Other responses included an urge for the government to raise the age limit for the sale of energy drinks to 18 by health campaigners and teachers in the UK.

“Disadvantaged children are consuming energy drinks at a higher rate than their peers.”

The Science and Technology Committee’s chair Norman Lamb said: “Throughout this inquiry, the Committee has heard a range of concerns warning of the impact energy drinks can have on the behaviour of young people. This varied from a lack of concentration in the classroom and hyperactivity to the effects on physical health.

“It’s clear from the evidence we received that disadvantaged children are consuming energy drinks at a higher rate than their peers.”

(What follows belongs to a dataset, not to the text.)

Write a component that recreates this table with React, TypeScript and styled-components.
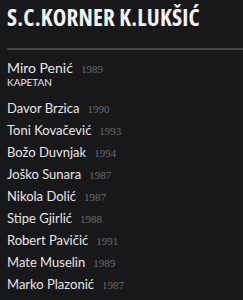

The committee acknowledged that the current voluntary ban implemented by retailers would amplify the message that energy drinks are associated with negative health, behavioural and dietary effects.

It recommended an inclusion of more noticeable advisory notices on energy drinks packaging.

The committee also noted that the government should commission independent research to establish if energy drinks are more harmful than other soft drinks containing caffeine.

Lamb added: “It would be legitimate for the government to go beyond the evidence that is available at the moment and implement a statutory ban based on societal concerns and evidence, such as the experience of school teachers and pupils. If the government decides to introduce a ban it should explain why it has come to this decision.”